Practice outlining arguments, recalling evidence, and answering sample prompts under time pressure. Focus on clear structure, not just content review.

For memorization-heavy exams

Use active recall, flashcards, retrieval drills, and spaced review. Re-reading alone usually creates familiarity without durable recall.

Good structure means aligning the session with the performance the exam will demand.

Create one daily priority list, not five competing ones

During finals, students often carry too many task lists at once. There is the class portal, the notebook list, the mental list, the phone notes, and the guilt list. That split attention creates friction.

Use one daily command list with:

  • your top one to three must-do study blocks,
  • one backup task for low-energy moments,
  • any hard deadlines due that day.

This keeps the day operational. If energy drops, you still know what the next priority is.

Plan your hardest work earlier than your panic tells you to

Many students delay the hardest subjects because they feel intimidating. Then those subjects become emergency work later, when time is shorter and stress is higher. A better finals prep structure attacks high-friction material earlier.

That does not mean doing only the hardest class all day. It means giving difficult or high-risk work protected space before the deadline pressure becomes overwhelming.

If a class scares you, that is often a sign it needs earlier contact, not later avoidance.

Use review loops, not one-time coverage

Seeing a topic once is not the same as retaining it. Finals prep works better when topics reappear in planned loops.

A simple review loop might be:

  1. Learn or revisit the topic.
  2. Test yourself without notes.
  3. Correct errors.
  4. Return to that topic again a day or two later.

This matters because students often confuse exposure with readiness. Review loops make knowledge more retrievable under exam conditions.

Protect sleep and basic stability

This part is not optional. Finals prep gets weaker when students treat sleep, food, and recovery like disposable extras. Sleep loss hurts recall, focus, judgment, and emotional control, which are exactly the things you need during exams.

You do not need perfect wellness during finals. You do need enough stability to think clearly. A solid structure includes:

  • reasonable sleep targets,
  • real meals,
  • water and movement breaks,
  • cutoffs that stop endless low-quality review late at night.

Students often feel guilty resting during finals, but bad recovery turns study time into weaker study time.

A sample finals prep structure for one week

Here is a simple example for a student managing three finals:

  • Day 1: build finals map, sort subjects by risk, gather materials.
  • Day 2: deep review for highest-risk class, one maintenance block for second class.
  • Day 3: practice problems and recall drills for first class, summary review for third class.
  • Day 4: timed practice or mock response session, fix error patterns.
  • Day 5: rotate through highest-yield topics, focus on weak spots only.
  • Day 6: lighter review, memory refresh, exam readiness check.
  • Day 7: final touch-up and energy protection before exam day.

The exact schedule will vary, but the principle stays the same: organize first, review deeply, then polish strategically.

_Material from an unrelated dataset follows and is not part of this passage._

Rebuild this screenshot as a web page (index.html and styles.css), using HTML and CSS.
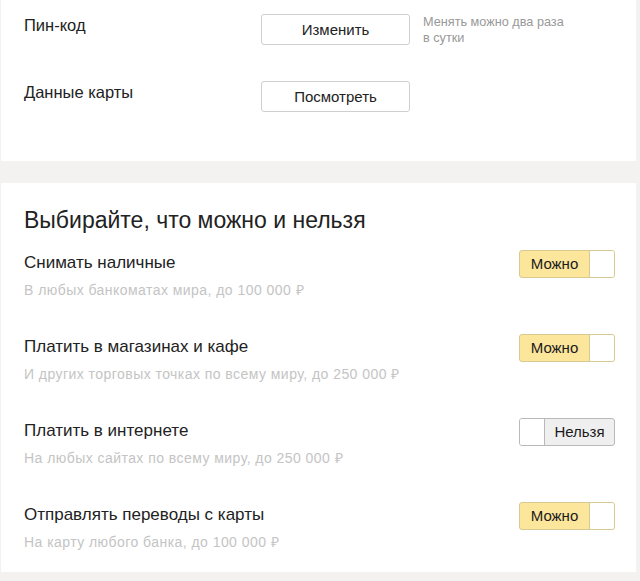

How Buggyverse-style focus sessions can help

One reason students lose structure during finals is that studying starts to feel lonely and heavy. Focus rooms help by turning isolated pressure into shared momentum. When you join a room, set a goal, and work through clear blocks with other students, it becomes easier to start and easier to stay in motion.

This does not replace planning. It supports execution. A good finals prep structure tells you what block to do. A good focus environment helps you actually do it.

Final takeaway

The best finals prep structure is not the most intense one. It is the one you can keep following when stress rises. Map the exam period clearly, rank courses by risk, divide your prep into phases, give each session a specific job, and use review loops that strengthen recall instead of just creating familiarity.

Finals season will always carry pressure. But pressure with structure is much more manageable than pressure with chaos.

If you want better results, do not start by promising yourself a heroic week. Start by building a system that makes the next focused study block obvious.